The Prime Minister told a meeting of the 1922 Committee of Tory backbenchers that “I will lead you to victory again” as he promised a raft of tax cuts and supply side economic reforms.
Johnson will face a confidence vote in his leadership of the Conservative party from 6pm, with the result to be announced at 9pm.
It is understood that the threshold of no confidence letters needed from Tory MPs to force a vote, 54, was reached on Sunday and that more were expected today after the end of the Platinum Jubilee celebrations.
In a pitch to Tory MPs today, Johnson said that “there’s no way Labour can match our programme, they are still in the pockets of the union barons” and that the only way the party would lose the next election is if it descended into a”pointless fratricidal debate about the future of our party”.
He told the 1922 Committee that he and chancellor Rishi Sunak will next week outline the government’s “plan for growth” next week.
Conservative MP Steve Baker told a group of journalists today that he would be voting against the Prime Minister in today’s vote.
Baker said that he shared a cab with two City executives today who both said they would be forced to resign if they went through a partygate-like scandal.
“It’s an awful moment to be standing in this corridor to be talking to you all again like this,” he said.
“I helped him become Prime Minister, I helped him get his 80 seat majority … of course I’m regretful.”
Downing Street and Johnson loyalists have emphasised the lack of any other clear challenger as Tory party leader as a reason to stick with the Prime Minister.
Junior foreign minister James Cleverly told journalists: “There is no alternative plan. [The Prime Minister] basically said ‘this is a plan, I’m yet to see a credible alternative plan from anyone else’.”

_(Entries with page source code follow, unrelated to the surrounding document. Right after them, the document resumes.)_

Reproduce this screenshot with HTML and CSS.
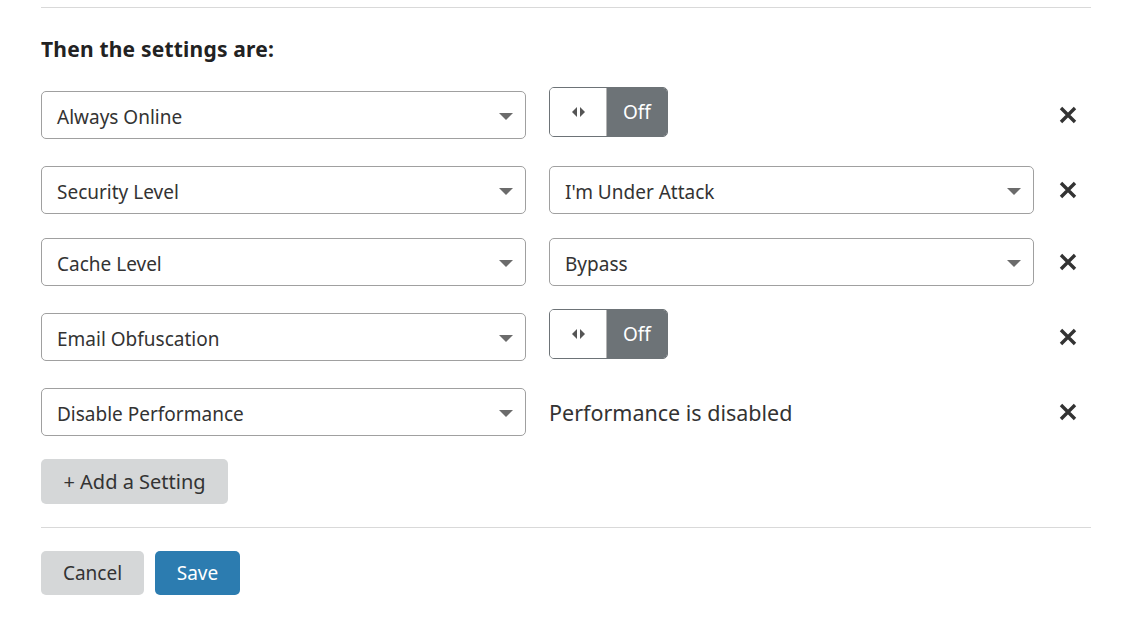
FILE: index.html
```html
<!DOCTYPE html>
<html>
<head>
<meta charset="utf-8">
<link rel="stylesheet" href="styles.css">
</head>
<body>
<div class="page">
  <hr class="rule top-rule">
  <h2 class="heading">Then the settings are:</h2>

  <div class="row row-toggle row-first">
    <div class="select"><span>Always Online</span><i class="caret"></i></div>
    <div class="value"><div class="toggle"><div class="knob"><span class="arr-l"></span><span class="arr-r"></span></div><div class="state">Off</div></div></div>
    <div class="remove"><svg width="18" height="18" viewBox="0 0 18 18"><path d="M2 2 L16 16 M16 2 L2 16" stroke="#333" stroke-width="3.4"/></svg></div>
  </div>

  <div class="row">
    <div class="select"><span>Security Level</span><i class="caret"></i></div>
    <div class="value"><div class="select"><span>I'm Under Attack</span><i class="caret"></i></div></div>
    <div class="remove"><svg width="18" height="18" viewBox="0 0 18 18"><path d="M2 2 L16 16 M16 2 L2 16" stroke="#333" stroke-width="3.4"/></svg></div>
  </div>

  <div class="row row-tight">
    <div class="select"><span>Cache Level</span><i class="caret"></i></div>
    <div class="value"><div class="select"><span>Bypass</span><i class="caret"></i></div></div>
    <div class="remove"><svg width="18" height="18" viewBox="0 0 18 18"><path d="M2 2 L16 16 M16 2 L2 16" stroke="#333" stroke-width="3.4"/></svg></div>
  </div>

  <div class="row row-toggle">
    <div class="select"><span>Email Obfuscation</span><i class="caret"></i></div>
    <div class="value"><div class="toggle"><div class="knob"><span class="arr-l"></span><span class="arr-r"></span></div><div class="state">Off</div></div></div>
    <div class="remove"><svg width="18" height="18" viewBox="0 0 18 18"><path d="M2 2 L16 16 M16 2 L2 16" stroke="#333" stroke-width="3.4"/></svg></div>
  </div>

  <div class="row">
    <div class="select"><span>Disable Performance</span><i class="caret"></i></div>
    <div class="value"><span class="plain">Performance is disabled</span></div>
    <div class="remove"><svg width="18" height="18" viewBox="0 0 18 18"><path d="M2 2 L16 16 M16 2 L2 16" stroke="#333" stroke-width="3.4"/></svg></div>
  </div>

  <button class="btn btn-gray add-btn">+ Add a Setting</button>

  <hr class="rule bottom-rule">

  <div class="actions">
    <button class="btn btn-gray">Cancel</button>
    <button class="btn btn-blue">Save</button>
  </div>
</div>
</body>
</html>
```
FILE: styles.css
```css
html, body {
  margin: 0;
  padding: 0;
  background: #fff;
}
body {
  font-family: "Noto Sans", "Open Sans", sans-serif;
  color: #333;
}
.page {
  width: 1050px;
  margin-left: 41px;
}
.rule {
  border: 0;
  border-top: 1px solid #d9d9d9;
  margin: 0;
  height: 0;
}
.top-rule {
  margin-top: 7px;
}
.heading {
  font-size: 21px;
  letter-spacing: 0.2px;
  font-weight: 700;
  margin: 26px 0 0 0;
  line-height: 30px;
  color: #222;
}
.row {
  display: flex;
  align-items: center;
  margin-top: 27px;
  height: 48px;
}
.row-first {
  margin-top: 27px;
}
.row-tight {
  margin-top: 24px;
}
.select {
  box-sizing: border-box;
  width: 485px;
  height: 48px;
  border: 1px solid #a0a0a0;
  border-radius: 5px;
  display: flex;
  align-items: center;
  justify-content: space-between;
  padding: 3px 12px 0 15px;
  font-size: 19px;
  color: #333;
  background: #fff;
}
.caret {
  width: 0;
  height: 0;
  border-left: 7px solid transparent;
  border-right: 7px solid transparent;
  border-top: 7px solid #6b6b6b;
}
.value {
  width: 485px;
  margin-left: 23px;
  display: flex;
  align-items: center;
}
.plain {
  font-size: 21.5px;
  color: #333;
}
.row-toggle .value {
  margin-top: -6px;
}
.toggle {
  display: flex;
  height: 50px;
  width: 119px;
  box-sizing: border-box;
  border: 1px solid #6d7377;
  border-radius: 5px;
  overflow: hidden;
}
.knob {
  box-sizing: border-box;
  width: 58px;
  background: #fff;
  border: 1px solid #b3b3b3;
  border-radius: 4px 0 0 4px;
  margin: -1px 0 -1px -1px;
  height: 50px;
  display: flex;
  align-items: center;
  justify-content: center;
  gap: 3px;
}
.arr-l, .arr-r {
  width: 0;
  height: 0;
  border-top: 5px solid transparent;
  border-bottom: 5px solid transparent;
}
.arr-l { border-right: 5px solid #555; }
.arr-r { border-left: 5px solid #555; }
.state {
  flex: 1;
  background: #6d7377;
  color: #fff;
  font-size: 19px;
  display: flex;
  align-items: center;
  justify-content: center;
}
.remove {
  margin-left: 18px;
  width: 32px;
  display: flex;
  justify-content: center;
  align-items: center;
}
.btn {
  font-family: "Noto Sans", "Open Sans", sans-serif;
  border: 0;
  border-radius: 5px;
  height: 45px;
  font-size: 19px;
  padding: 0 22px;
  color: #333;
  cursor: pointer;
}
.btn-gray {
  background: #d5d7d8;
}
.btn-blue {
  background: #2c7cb0;
  color: #fff;
}
.add-btn {
  margin-top: 23px;
  display: block;
  width: 187px;
  padding: 0;
  font-size: 20px;
}
.bottom-rule {
  margin-top: 23px;
}
.actions {
  margin-top: 23px;
  display: flex;
  gap: 11px;
}
.actions .btn-gray { width: 103px; padding: 0; height: 44px; }
.actions .btn-blue { width: 85px; padding: 0; height: 44px; }
```
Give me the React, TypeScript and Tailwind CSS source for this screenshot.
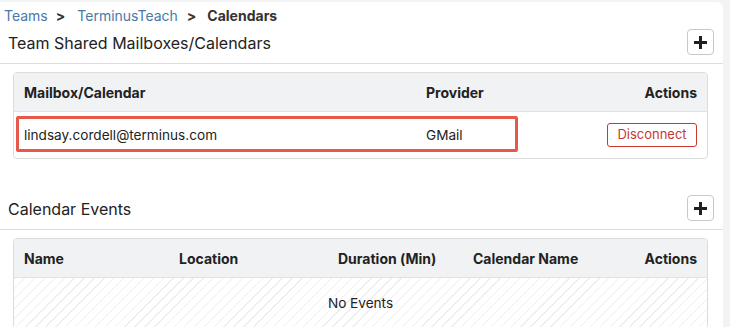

Today’s vote comes less than two weeks after Sue Gray’s report into the partygate scandal was released.
The release of the Gray report clearly showed a pattern of brazen Covid rule breaking across Number 10, with the senior civil servant putting the blame on Johnson for overseeing a toxic culture in Downing Street.
Johnson apologised for the scandal, but insisted he did not know the litany of lockdown-busting events were against his own Covid rules.
A steady trickle of Conservative MPs have come out against Johnson in the week and a half since the release of the report, with rumours that up to 67 letters of no confidence were sent to Sir Graham Brady.
Many MPs in marginal constituencies have become concerned about their seats at the next election, with the latest polling showing Labour ahead of the Tories by up to 11 points.
Former foreign secretary Jeremy Hunt has led the charge against Johnson today, tweeting that “anyone who believes our country is stronger, fairer and more prosperous when led by Conservatives should reflect that the consequence of not changing [leaders] will be to hand the country to others who do not share those values”.